[72]. Probably Cape Comorin, to judge from the river, but the text names Sarandib (Ceylon Island) famous for gems. This was noticed by Marco Polo, iii. cap. 19; and ancient authors relate the same of “Taprobane.”
[73]. I need hardly trouble the reader with a note on pearl-fisheries: the descriptions of travellers are continuous from the days of Pliny (ix. 35), Solinus (cap. 56) and Marco Polo (iii. 23). Maximilian of Transylvania, in his narrative of Magellan’s voyage (Novus Orbis, p. 532) says that the Celebes produce pearls big as turtle-doves’ eggs; and the King of Porne (Borneo) had two unions as great as goose’s eggs. Pigafetta (in Purchas) reduces this to hen’s eggs and Sir Thomas Herbert to dove’s eggs.
[74]. Arab. “Anbar” pronounced “Ambar;” wherein I would derive “Ambrosia.” Ambergris was long supposed to be a fossil, a vegetable which grew upon the sea-bottom or rose in springs; or a “substance produced in the water like naphtha or bitumen”(!): now it is known to be the egesta of a whale. It is found in lumps weighing several pounds upon the Zanzibar Coast and is sold at a high price, being held a potent aphrodisiac. A small hollow is drilled in the bottom of the cup and the coffee is poured upon the bit of ambergris it contains; when the oleaginous matter shows in dots amidst the “Kaymagh” (coffee-cream), the bubbly froth which floats upon the surface and which an expert “coffee servant” distributes equally among the guests. Argensola mentions in Ceylon, “springs of liquid bitumen thicker than our oil and some of pure balsam.”
[75]. The tale-teller forgets that Sindbad and his companions have just ascended it; but this inconséquence is a characteristic of the Eastern Saga. I may note that the description of ambergris in the text tells us admirably well what it is not.
[76]. This custom is alluded to by Lane (Mod. Egypt, ch. xv.): it is the rule of pilgrims to Meccah when too ill to walk or ride (Pilgrimage i. 180). Hence all men carry their shrouds: mine, after being dipped in the Holy Water of Zemzem, was stolen from me by the rascally Somal of Berberah.

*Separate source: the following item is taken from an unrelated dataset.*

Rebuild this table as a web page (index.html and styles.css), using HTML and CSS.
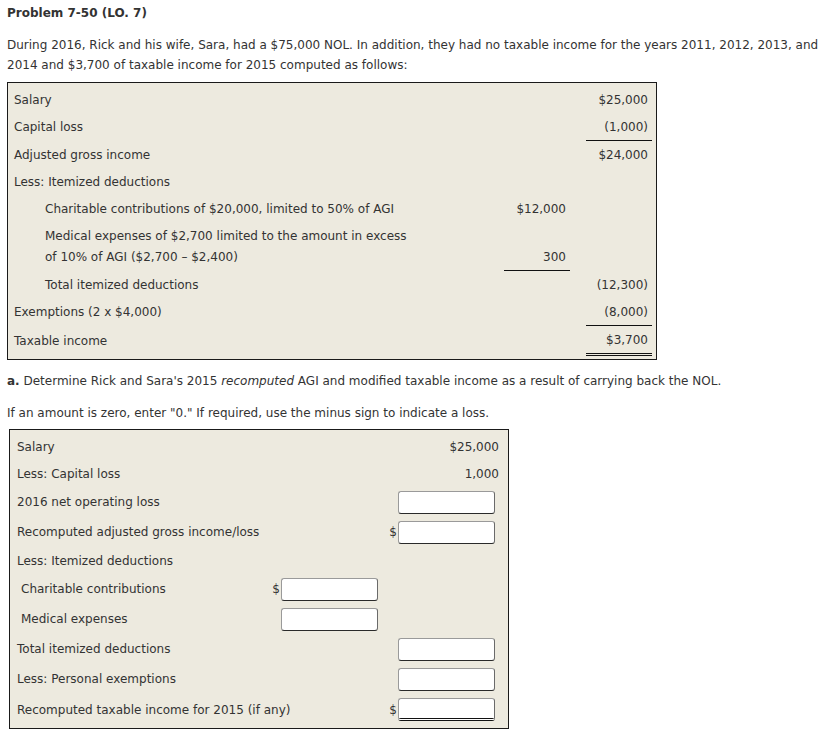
FILE: index.html
```html
<!DOCTYPE html>
<html>
<head>
<meta charset="utf-8">
<link rel="stylesheet" href="styles.css">
</head>
<body>
<div class="page">
  <div class="title">Problem 7-50 (LO. 7)</div>
  <p class="intro">During 2016, Rick and his wife, Sara, had a $75,000 NOL. In addition, they had no taxable income for the years 2011, 2012, 2013, and 2014 and $3,700 of taxable income for 2015 computed as follows:</p>

  <div class="box box1">
    <div class="row"><div class="lab">Salary</div><div class="num"></div><div class="num">$25,000</div></div>
    <div class="row"><div class="lab">Capital loss</div><div class="num"></div><div class="num ul">(1,000)</div></div>
    <div class="row"><div class="lab">Adjusted gross income</div><div class="num"></div><div class="num">$24,000</div></div>
    <div class="row"><div class="lab">Less: Itemized deductions</div><div class="num"></div><div class="num"></div></div>
    <div class="row"><div class="lab ind">Charitable contributions of $20,000, limited to 50% of AGI</div><div class="num">$12,000</div><div class="num"></div></div>
    <div class="row tall"><div class="lab ind two">Medical expenses of $2,700 limited to the amount in excess<br>of 10% of AGI ($2,700 – $2,400)</div><div class="num ul bottom">300</div><div class="num"></div></div>
    <div class="row"><div class="lab ind">Total itemized deductions</div><div class="num"></div><div class="num">(12,300)</div></div>
    <div class="row"><div class="lab">Exemptions (2 x $4,000)</div><div class="num"></div><div class="num ul">(8,000)</div></div>
    <div class="row"><div class="lab">Taxable income</div><div class="num"></div><div class="num dbl">$3,700</div></div>
  </div>

  <p class="q"><b>a.</b> Determine Rick and Sara's 2015 <i>recomputed</i> AGI and modified taxable income as a result of carrying back the NOL.</p>
  <p class="note">If an amount is zero, enter "0." If required, use the minus sign to indicate a loss.</p>

  <div class="box box2">
    <div class="row2 short"><div class="lab">Salary</div><div class="cell"></div><div class="cell"><span class="val">$25,000</span></div></div>
    <div class="row2 short"><div class="lab">Less: Capital loss</div><div class="cell"></div><div class="cell"><span class="val">1,000</span></div></div>
    <div class="row2"><div class="lab">2016 net operating loss</div><div class="cell"></div><div class="cell"><input class="inp" type="text"></div></div>
    <div class="row2"><div class="lab">Recomputed adjusted gross income/loss</div><div class="cell"></div><div class="cell"><span class="dol">$</span><input class="inp" type="text"></div></div>
    <div class="row2 short"><div class="lab">Less: Itemized deductions</div><div class="cell"></div><div class="cell"></div></div>
    <div class="row2"><div class="lab sub">Charitable contributions</div><div class="cell"><span class="dol">$</span><input class="inp" type="text"></div><div class="cell"></div></div>
    <div class="row2"><div class="lab sub">Medical expenses</div><div class="cell"><input class="inp" type="text"></div><div class="cell"></div></div>
    <div class="row2"><div class="lab">Total itemized deductions</div><div class="cell"></div><div class="cell"><input class="inp" type="text"></div></div>
    <div class="row2"><div class="lab">Less: Personal exemptions</div><div class="cell"></div><div class="cell"><input class="inp" type="text"></div></div>
    <div class="row2 last"><div class="lab">Recomputed taxable income for 2015 (if any)</div><div class="cell"></div><div class="cell"><span class="dol">$</span><input class="inp inp-dbl" type="text"></div></div>
  </div>
</div>
</body>
</html>
```

FILE: styles.css
```css
html, body {
  margin: 0;
  padding: 0;
  background: #ffffff;
}

body {
  font-family: "DejaVu Sans", Verdana, sans-serif;
  font-size: 12px;
  color: #333333;
}

.page {
  padding: 3px 7px 0 7px;
}

.title {
  font-weight: bold;
  line-height: 20px;
}

.intro {
  margin: 12px 0 0 0;
  line-height: 20px;
}

.box {
  background: #edeadf;
  border: 1px solid #1a1a1a;
}

.box1 {
  margin-top: 7px;
  width: 638px;
  padding: 3px 4px 3px 6px;
}

.row {
  display: grid;
  grid-template-columns: minmax(0, 1fr) 66px 66px;
  column-gap: 16px;
  min-height: 27px;
}

.row.tall {
  min-height: 49px;
}

.lab {
  display: flex;
  align-items: center;
  line-height: 20px;
  white-space: nowrap;
}

.lab.ind {
  padding-left: 31px;
}

.lab.two {
  line-height: 21px;
}

.num {
  display: flex;
  align-items: center;
  justify-content: flex-end;
  padding-right: 4px;
  line-height: 20px;
  min-height: 27px;
}

.num.bottom {
  align-items: flex-end;
  padding-bottom: 3px;
  min-height: 0;
}

.ul {
  border-bottom: 1px solid #111;
}

.dbl {
  min-height: 27px;
  border-bottom: 3px double #111;
}

.q {
  margin: 11px 0 0 0;
  line-height: 20px;
}

.note {
  margin: 12px 0 0 0;
  line-height: 20px;
}

.box2 {
  margin: 6px 0 0 2px;
  width: 483px;
  padding: 3px 8px 3px 7px;
}

.row2 {
  display: grid;
  grid-template-columns: minmax(0, 1fr) 115px 115px;
  column-gap: 2px;
  height: 30px;
}

.row2.short {
  height: 27px;
}

.row2.last {
  height: 31px;
}

.row2 .lab.sub {
  padding-left: 4px;
}

.cell {
  display: flex;
  align-items: center;
  justify-content: flex-end;
}

.val {
  margin-right: 1px;
  line-height: 20px;
}

.dol {
  margin-right: 1px;
}

.inp {
  box-sizing: border-box;
  width: 97px;
  height: 23px;
  margin: 0 5px 0 0;
  padding: 0 4px;
  border: 1px solid #9a9a9a;
  border-bottom-color: #2a2a2a;
  border-right-color: #6a6a6a;
  border-radius: 3px;
  background: #ffffff;
  font: inherit;
}

.inp-dbl {
  border-bottom: 3px double #111;
}
```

[77]. Arab. “Fulk;” some Edits. read “Kalak” and “Ramaz” (= a raft).
[78]. These lines occur in modified form in Night xi.
[79]. These underground rivers (which Dr. Livingstone derided) are familiar to every geographer from Spenser’s “Mole” to the Poika of Adelberg and the Timavo near Trieste. Hence “Peter Wilkins” borrowed his cavern which led him to Grandevolet. I have some experience of Sindbad’s sorrows, having once attempted to descend the Poika on foot. The Classics had the Alpheus (Pliny v. 31; and Seneca, Nat. Quæ. vi.), and the Tigris-Euphrates supposed to flow underground: and the Mediævals knew the Abana of Damascus and the Zenderúd of Isfahan.
[80]. Abyssinians can hardly be called “blackamoors,” but the arrogance of the white skin shows itself in Easterns (e.g. Turks and Brahmans) as much as, if not more than, amongst Europeans. Southern India at the time it was explored by Vasco da Gama was crowded with Abyssinian slaves imported by the Arabs.
[81]. “Sarandib” and “Ceylon” (the Taprobane of Ptolemy and Diodorus Siculus) derive from the Pali “Sihalam” (not the Sansk. “Sinhala”) shortened to Silam and Ilam in old Tamul. Van der Tunk would find it in the Malay “Pulo Selam” = Isle of Gems (the Ratna-dwípa or Jewel Isle of the Hindus and the Jazirat al-Yakút or Ruby-Island of the Arabs); and the learned Colonel Yule (Marco Polo ii. 296) remarks that we have adopted many Malayan names, e.g. Pegu, China and Japan. Sarandib is clearly “Selan-dwípa,” which Mandeville reduced to “Silha.”